- [Task] Count every line that holds the string "index", then give that number alone.

━━━ Listed entries

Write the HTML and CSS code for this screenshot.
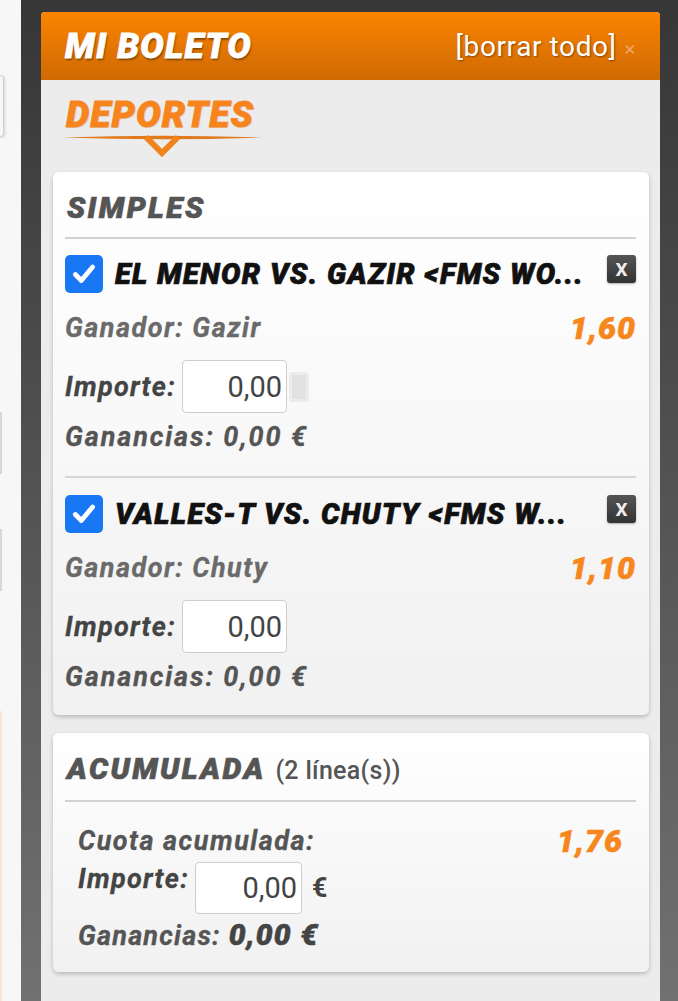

━━━━━━
━━━ Listed entries

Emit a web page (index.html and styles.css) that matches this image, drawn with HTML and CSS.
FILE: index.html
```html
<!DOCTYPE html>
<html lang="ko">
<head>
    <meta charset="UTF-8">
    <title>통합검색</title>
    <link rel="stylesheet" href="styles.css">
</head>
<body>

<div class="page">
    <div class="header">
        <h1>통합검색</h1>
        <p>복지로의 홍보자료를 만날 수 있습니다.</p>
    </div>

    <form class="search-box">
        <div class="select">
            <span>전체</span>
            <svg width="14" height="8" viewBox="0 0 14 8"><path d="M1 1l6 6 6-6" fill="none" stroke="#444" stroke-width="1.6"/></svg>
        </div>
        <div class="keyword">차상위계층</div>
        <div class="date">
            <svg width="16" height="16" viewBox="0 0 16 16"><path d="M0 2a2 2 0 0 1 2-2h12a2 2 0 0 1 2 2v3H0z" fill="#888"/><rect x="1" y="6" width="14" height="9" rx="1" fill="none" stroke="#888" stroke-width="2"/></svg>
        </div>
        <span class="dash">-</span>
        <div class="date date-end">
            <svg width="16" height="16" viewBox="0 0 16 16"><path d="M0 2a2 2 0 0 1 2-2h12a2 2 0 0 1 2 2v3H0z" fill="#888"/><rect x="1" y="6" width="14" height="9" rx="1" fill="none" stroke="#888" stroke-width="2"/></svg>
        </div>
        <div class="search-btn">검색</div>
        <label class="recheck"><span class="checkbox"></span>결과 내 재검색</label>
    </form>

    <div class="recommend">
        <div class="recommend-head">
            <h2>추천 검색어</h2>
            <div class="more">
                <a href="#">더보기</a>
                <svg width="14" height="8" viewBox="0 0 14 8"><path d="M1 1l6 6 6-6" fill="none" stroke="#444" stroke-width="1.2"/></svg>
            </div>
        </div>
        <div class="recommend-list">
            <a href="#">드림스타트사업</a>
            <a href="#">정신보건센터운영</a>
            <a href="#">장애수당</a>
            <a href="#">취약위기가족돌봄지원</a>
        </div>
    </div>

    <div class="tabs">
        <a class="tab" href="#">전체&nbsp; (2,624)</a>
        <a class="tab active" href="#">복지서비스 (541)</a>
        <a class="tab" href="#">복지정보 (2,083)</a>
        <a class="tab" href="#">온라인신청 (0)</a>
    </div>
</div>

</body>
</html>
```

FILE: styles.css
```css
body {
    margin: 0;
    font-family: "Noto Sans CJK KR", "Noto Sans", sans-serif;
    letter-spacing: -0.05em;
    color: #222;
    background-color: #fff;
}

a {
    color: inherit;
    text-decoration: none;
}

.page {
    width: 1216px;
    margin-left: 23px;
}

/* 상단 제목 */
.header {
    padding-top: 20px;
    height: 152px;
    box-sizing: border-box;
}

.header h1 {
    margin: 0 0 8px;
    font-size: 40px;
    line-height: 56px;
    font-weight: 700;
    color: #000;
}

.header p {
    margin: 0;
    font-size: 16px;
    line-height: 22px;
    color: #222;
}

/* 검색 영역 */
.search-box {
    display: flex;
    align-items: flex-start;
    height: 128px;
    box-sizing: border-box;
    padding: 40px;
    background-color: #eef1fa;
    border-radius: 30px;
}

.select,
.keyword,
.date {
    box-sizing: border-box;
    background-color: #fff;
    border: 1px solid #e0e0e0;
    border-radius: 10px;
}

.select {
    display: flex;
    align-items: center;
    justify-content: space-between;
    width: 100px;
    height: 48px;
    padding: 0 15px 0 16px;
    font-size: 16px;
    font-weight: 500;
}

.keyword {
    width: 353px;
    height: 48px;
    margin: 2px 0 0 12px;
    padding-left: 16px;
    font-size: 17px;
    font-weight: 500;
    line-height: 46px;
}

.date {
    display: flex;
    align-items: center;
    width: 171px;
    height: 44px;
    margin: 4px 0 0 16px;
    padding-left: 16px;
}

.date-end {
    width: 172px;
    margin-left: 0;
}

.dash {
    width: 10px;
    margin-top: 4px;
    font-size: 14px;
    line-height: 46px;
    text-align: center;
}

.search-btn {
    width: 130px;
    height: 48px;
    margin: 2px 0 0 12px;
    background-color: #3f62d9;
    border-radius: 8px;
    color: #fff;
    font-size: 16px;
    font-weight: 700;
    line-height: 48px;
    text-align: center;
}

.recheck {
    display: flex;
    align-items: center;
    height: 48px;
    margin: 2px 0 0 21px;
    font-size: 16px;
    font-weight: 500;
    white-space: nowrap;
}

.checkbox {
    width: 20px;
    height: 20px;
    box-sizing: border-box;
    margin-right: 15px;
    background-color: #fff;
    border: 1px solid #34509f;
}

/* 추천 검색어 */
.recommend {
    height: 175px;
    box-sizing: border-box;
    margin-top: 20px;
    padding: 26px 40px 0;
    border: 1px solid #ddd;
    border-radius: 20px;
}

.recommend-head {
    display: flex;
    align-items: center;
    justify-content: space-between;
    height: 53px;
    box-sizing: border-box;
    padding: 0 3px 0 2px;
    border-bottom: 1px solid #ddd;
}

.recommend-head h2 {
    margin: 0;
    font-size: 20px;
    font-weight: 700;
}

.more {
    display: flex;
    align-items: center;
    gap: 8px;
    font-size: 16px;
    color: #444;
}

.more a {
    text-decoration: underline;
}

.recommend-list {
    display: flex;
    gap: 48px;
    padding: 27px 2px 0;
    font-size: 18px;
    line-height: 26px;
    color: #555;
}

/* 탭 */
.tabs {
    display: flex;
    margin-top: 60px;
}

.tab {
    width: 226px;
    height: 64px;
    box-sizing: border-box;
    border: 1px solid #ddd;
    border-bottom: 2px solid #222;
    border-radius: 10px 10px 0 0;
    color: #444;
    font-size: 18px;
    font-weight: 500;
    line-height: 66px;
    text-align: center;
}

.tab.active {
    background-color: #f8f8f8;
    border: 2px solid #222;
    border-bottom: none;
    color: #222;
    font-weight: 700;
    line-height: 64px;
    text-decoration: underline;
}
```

━━━━━━

- [Solution below] 2